## WHAT YOU ARE ASKED TO DO
Extract the lines from the start through the line that holds "const [input, setInput]", both included, omitting all images.

## PROVIDED RECORDS

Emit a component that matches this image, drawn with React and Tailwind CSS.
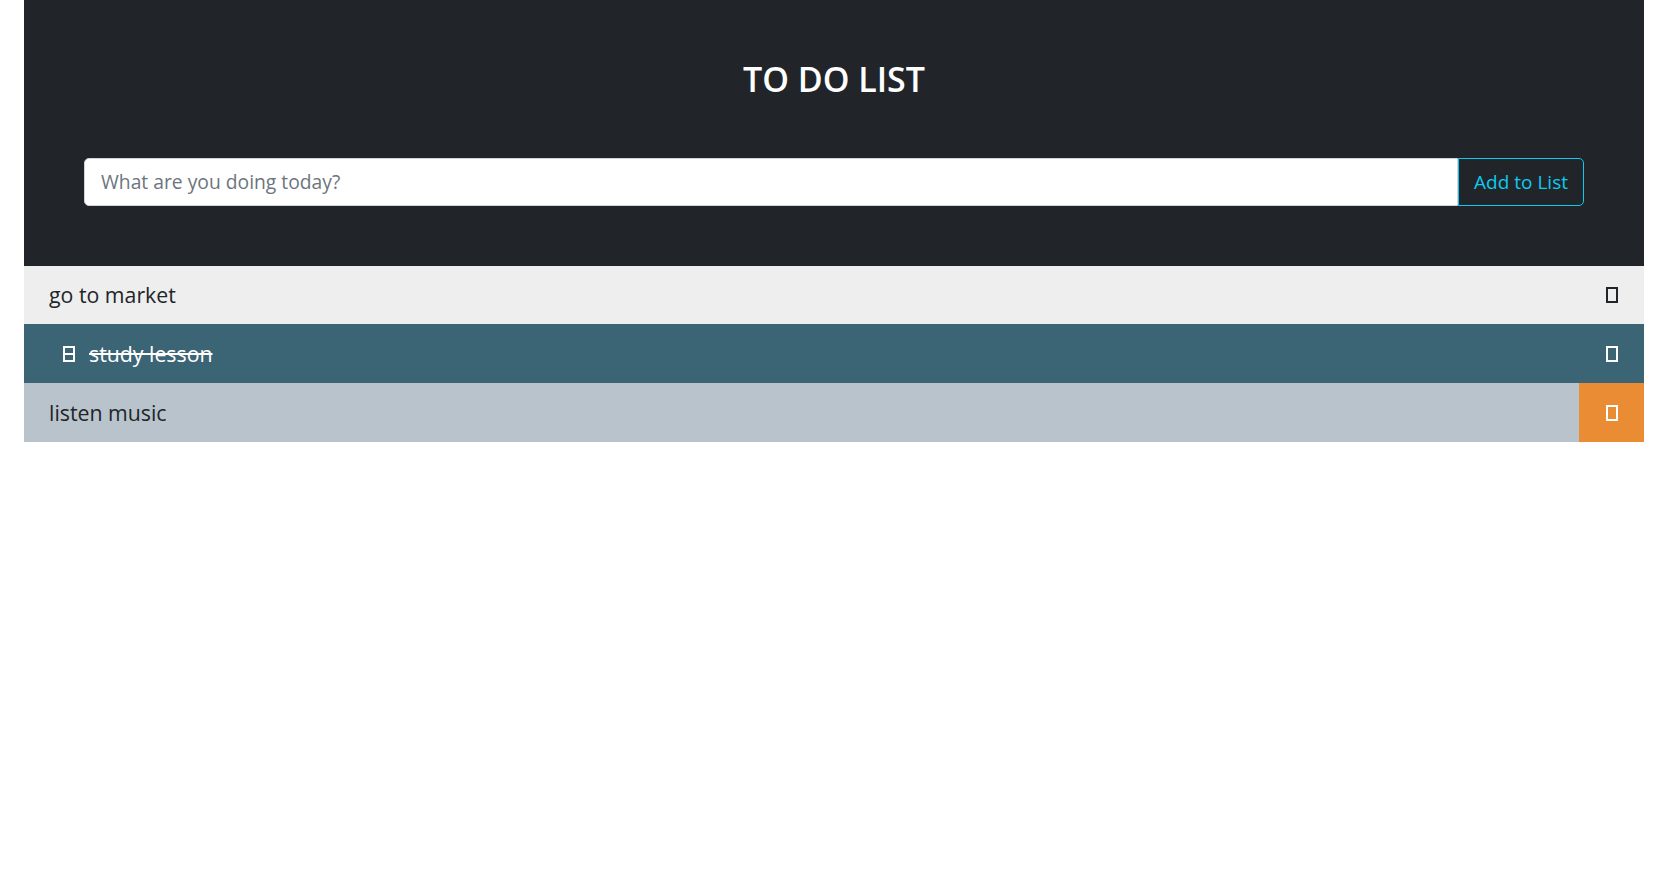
import React, { useState } from "react";

function Tofu({ color = "currentColor", strike = false }) {
  return (
    <svg width="12" height="16" viewBox="0 0 12 16" className="shrink-0">
      <rect x="1" y="1" width="10" height="14" fill="none" stroke={color} strokeWidth="2" />
      {strike && <line x1="0" y1="8" x2="12" y2="8" stroke={color} strokeWidth="2" />}
    </svg>
  );
}

const items = [
  { text: "go to market", done: false, row: "h-[58px] bg-[#eeeeee] text-[#212529]", icon: "#212529", btn: "" },
  { text: "study lesson", done: true, row: "h-[59px] bg-[#3b6475] text-white", icon: "#ffffff", btn: "" },
  { text: "listen music", done: false, row: "h-[59px] bg-[#b9c3cc] text-[#212529]", icon: "#ffffff", btn: "bg-[#e98c33]" },
];

export default function App() {
  const [input, setInput] = useState("");

  return (
    <div className="min-h-screen bg-white" style={{ fontFamily: "'Open Sans', 'Noto Sans', sans-serif" }}>
      <div className="ml-[24px] w-[1620px]">
        {/* Header */}
        <div className="bg-[#212529] px-[60px] pt-[59px] pb-[60px]">
          <h1 className="text-center text-[34px] leading-[40px] font-semibold text-white">TO DO LIST</h1>
          <form
            onSubmit={(e) => e.preventDefault()}
            className="mt-[59px] flex h-[48px]"
          >
            <input
              type="text"
              value={input}
              onChange={(e) => setInput(e.target.value)}
              placeholder="What are you doing today?"
              className="flex-1 rounded-l-[5px] border border-[#ced4da] bg-white px-[16px] text-[19.3px] text-[#212529] outline-none placeholder:text-[#6c757d]"
            />
            <button
              type="submit"
              className="rounded-r-[5px] border border-[#0dcaf0] px-[15px] text-[19px] text-[#0dcaf0]"
            >
              Add to List
            </button>
          </form>
        </div>

        {/* Items */}
        <ul>
          {items.map((item, i) => (
            <li key={i} className={`flex items-stretch ${item.row}`}>
              <div className="flex flex-1 items-center pl-[25px] text-[21.3px]">
                {item.done ? (
                  <span className="flex items-center gap-[14px] pl-[14px] line-through">
                    <Tofu color={item.icon} strike />
                    {item.text}
                  </span>
                ) : (
                  item.text
                )}
              </div>
              <button className={`flex w-[65px] items-center justify-center ${item.btn}`}>
                <Tofu color={item.icon} />
              </button>
            </li>
          ))}
        </ul>
      </div>
    </div>
  );
}
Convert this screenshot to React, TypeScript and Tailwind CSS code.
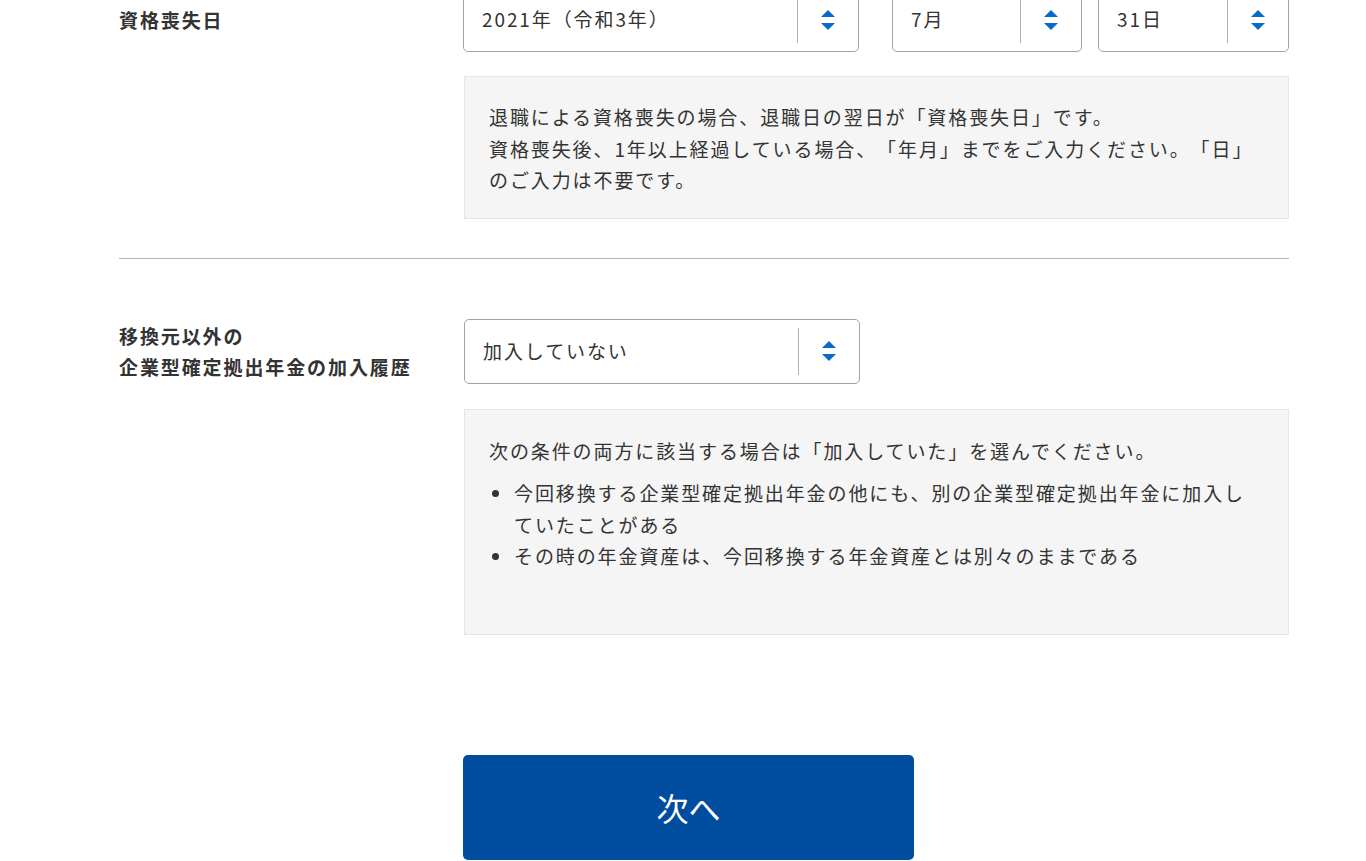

## SOLUTION FOR THIS TASK
Emit a component that matches this image, drawn with React and Tailwind CSS.
import React, { useState } from "react";

function Tofu({ color = "currentColor", strike = false }) {
  return (
    <svg width="12" height="16" viewBox="0 0 12 16" className="shrink-0">
      <rect x="1" y="1" width="10" height="14" fill="none" stroke={color} strokeWidth="2" />
      {strike && <line x1="0" y1="8" x2="12" y2="8" stroke={color} strokeWidth="2" />}
    </svg>
  );
}

const items = [
  { text: "go to market", done: false, row: "h-[58px] bg-[#eeeeee] text-[#212529]", icon: "#212529", btn: "" },
  { text: "study lesson", done: true, row: "h-[59px] bg-[#3b6475] text-white", icon: "#ffffff", btn: "" },
  { text: "listen music", done: false, row: "h-[59px] bg-[#b9c3cc] text-[#212529]", icon: "#ffffff", btn: "bg-[#e98c33]" },
];

export default function App() {
  const [input, setInput] = useState("");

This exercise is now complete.